Five candidates competing for the Democratic Party's nomination for governor Wednesday affirmed support for imposition of gun-safety mandates and for legalization of medical marijuana while clashing over their previous positions on abortion rights and concealed firearms.

The televised debate following a broadcast Tuesday with Republican Party gubernatorial candidates also afforded Democrats a broader forum for denouncing policies of Gov. Jeff Colyer and former Gov. Sam Brownback, who have led the state since 2011.

Topeka Sen. Laura Kelly, former Wichita Mayor Carl Brewer, Olathe physician Arden Andersen, Wichita teenager Jack Bergeson and former state Rep. Josh Svaty shared frustration with permissive Kansas law on the carrying of concealed handguns.

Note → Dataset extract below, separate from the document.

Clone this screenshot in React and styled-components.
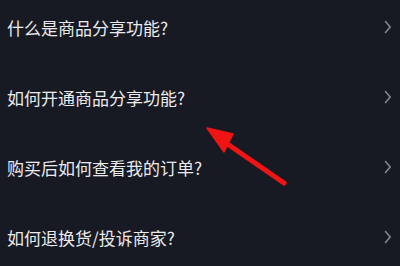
import React from "react";
import styled, { createGlobalStyle } from "styled-components";

const Global = createGlobalStyle`
  html, body { margin: 0; padding: 0; background: #171923; }
  body { width: 400px; height: 266px; overflow: hidden; }
`;

const Page = styled.div`
  position: relative;
  width: 400px;
  height: 266px;
  background: #171923;
  overflow: hidden;
  font-family: "Noto Sans CJK SC", "Noto Sans", sans-serif;
`;

const List = styled.ul`
  list-style: none;
  margin: 0;
  padding: 0;
  display: flex;
  flex-direction: column;
  gap: 16px;
`;

const Row = styled.li`
  height: 54px;
  display: flex;
  align-items: center;
  justify-content: space-between;
  padding: 0 8px 0 7px;
`;

const Label = styled.span`
  color: #ebebed;
  font-size: 17px;
  line-height: 1;
`;

const Chevron = () => (
  <svg width="8" height="14" viewBox="0 0 8 14">
    <path d="M1.5 1.5 L6.2 7 L1.5 12.5" fill="none" stroke="#85878f" strokeWidth="1.6" strokeLinecap="round" strokeLinejoin="round" />
  </svg>
);

const Overlay = styled.svg`
  position: absolute;
  left: 0;
  top: 0;
  pointer-events: none;
`;

const items = [
  "什么是商品分享功能?",
  "如何开通商品分享功能?",
  "购买后如何查看我的订单?",
  "如何退换货/投诉商家?",
];

export default function App() {
  return (
    <Page>
      <Global />
      <List>
        {items.map((t) => (
          <Row key={t}>
            <Label>{t}</Label>
            <Chevron />
          </Row>
        ))}
      </List>
      <Overlay width="400" height="266" viewBox="0 0 400 266">
        <line x1="226" y1="143" x2="284" y2="183" stroke="#f01414" strokeWidth="5" strokeLinecap="round" />
        <polygon points="207,128 233,134 224,152" fill="#f01414" stroke="#f01414" strokeWidth="1.5" strokeLinejoin="round" />
      </Overlay>
    </Page>
  );
}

State lawmakers repealed a requirement that people seeking to carry concealed had to undergo eight hours of training, clear a review by the attorney general's office and pay a state licensing fee, Svaty said. His critique, aimed at Kelly, made reference to the mass shooting of 20 children and six adults in 2012 at Sandy Hook Elementary School in Newtown, Conn.

"After I left the Legislature, the Legislature removed most of those (requirements)," Svaty said. "In fact, Sen. Kelly not only voted for that legislation, she co-sponsored it. This was two years after Sandy Hook."

Andersen and his four peers agreed on the need to legalize medicinal use of marijuana in Kansas.

"The legalization of, at least medicinal marijuana, would help us eliminate or address the opioid crisis," Andersen said. "We need it as a medicine."

None of the Democratic candidates was keen on raising taxes, but Bergeson and Svaty recommended reduction in the state's 6.5 percent sales tax on food.

In response to a question about abortion, candidates Brewer, Andersen and Bergeson said they had no interest in interfering with a woman's decisions about reproductive health.

"I don't believe that any man has a right to tell a woman what she should or should not do with her body," Brewer said.

Kelly touted her pro-choice credentials and criticized Svaty for 11 pro-life votes he cast as a member of the Kansas House.

"He overrode a Democratic governor's veto of that same legislation four times. It's important we not mislead voters," Kelly said.

The debate broadcast by WIBW and KWCH included a question about how the Democratic winner of the Aug. 7 primary election could prevail in a state dominated by GOP voters.

Bergeson, preparing for his senior year of high school, said he wanted to replicate the surprise victory by former professional wrestler Jessie Ventura during the 1998 gubernatorial race in Minnesota.

"When the American people and the people of Kansas see tonight that I have the right temperament ... I think we're ready for a 1998-type upset," he said.